Monday, February 10, 2003

The troubling spectacle of celebrities for peace. Last night I tuned in the Fox News Channel to watch a mini-debate on Iraq with actress and peace activist Janeane Garofalo and the hawkish Ruth Wedgewood, who's with an organization called the Committee to Liberate Iraq. The phenomenon of entertainers' passing themselves off as policy experts is enough to make one wince, and I admit I watched mainly to see if a train wreck would occur.

I was pleasantly surprised. Garofalo parried Wedgewood calmly, intelligently, and with a moderate point of view, arguing not that the United States is evil, but that war will bring unintended consequences, mainly in the form of renewed terrorist attacks. (Isn't that what last week's Orange Alert was all about?) Garofalo didn't claim to have any special knowledge beyond being an intelligent, well-informed ordinary citizen. And she managed to get her points across even though the buffoonish host, Rita Cosby, kept trying to shout her down.

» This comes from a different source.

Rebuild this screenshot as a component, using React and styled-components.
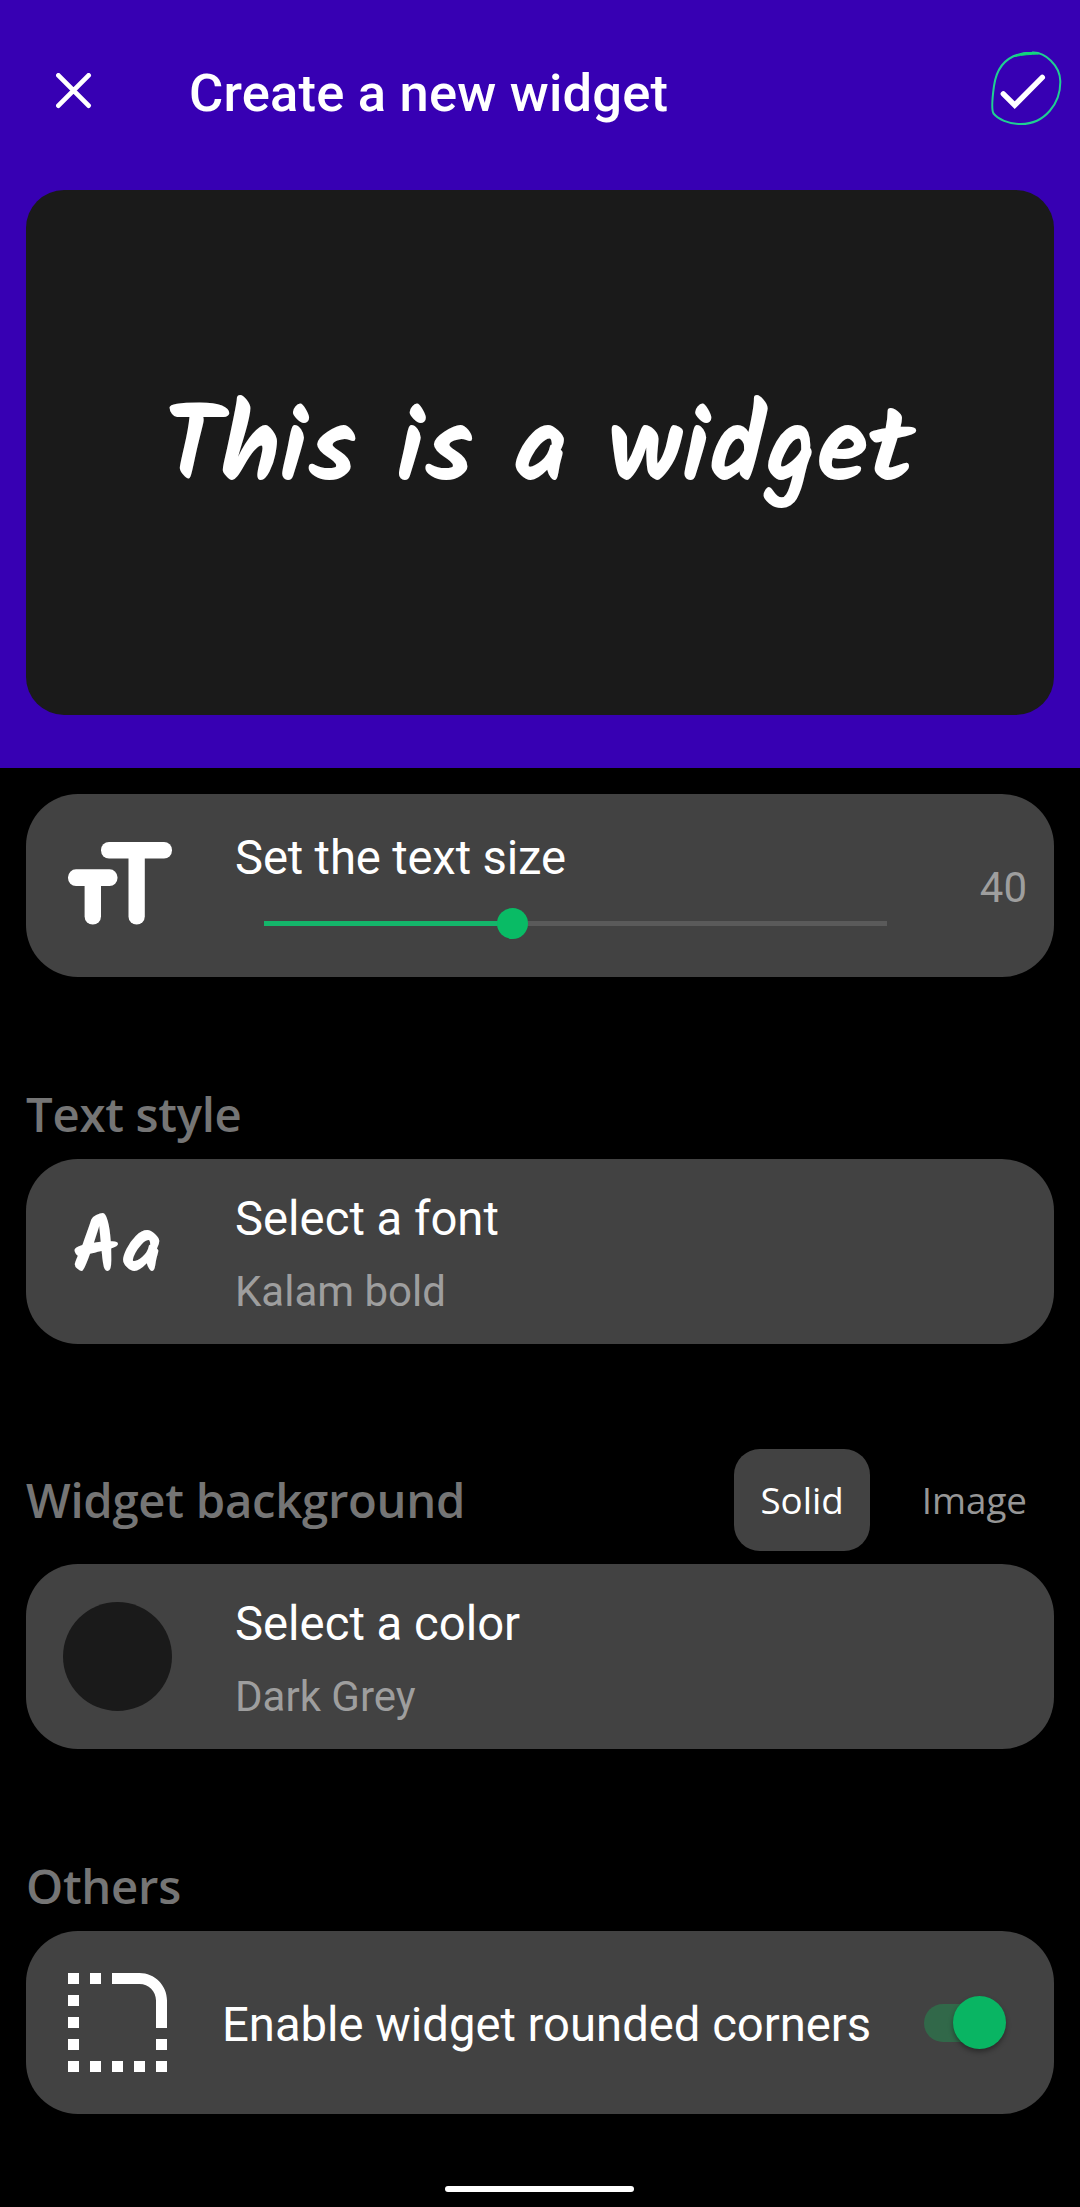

The low point came when Cosby asked Garofalo if she would be willing to go to Iraq as a human shield -- a question Cosby was so proud of that she actually promo'd it earlier in the show. Garofalo, to her credit, simply sneered and said no, of course not (you idiot!).

Still, I find it hard to understand why celebrities keep doing this. Not long ago Sean Penn visited Bagdhad in the name of peace. The New York Times did a long piece on him (no longer online at the Times, but I found it here), and I was struck -- and surprised -- by how carefully he spoke, and how insistent he was on refusing to say anything that could be interpreted as helpful to Saddam Hussein. "You come here on a Friday, you leave on a Sunday, and you start throwing out flamboyant and inflammatory messages -- that doesn't seem to be of advantage to anyone," Penn said.

But that didn't stop conservatives from ripping Penn as naive or even unpatriotic. This piece on National Review Online was typical, if more well-reasoned than some I've seen.

The whole notion of celebrity peace activists is an interesting one. In the case of Garofalo and Penn, the flak they've taken from the right has been largely unfair and unjustified. But what good are they doing? Well-intentioned though they may be, they help cement the image of the antiwar movement as an idle indulgence for unserious people.

Following Colin Powell's devastating report last week, it may no longer be possible to avoid war. It doesn't help that the main antiwar voices that the public is hearing from belong to Hollywood celebrities.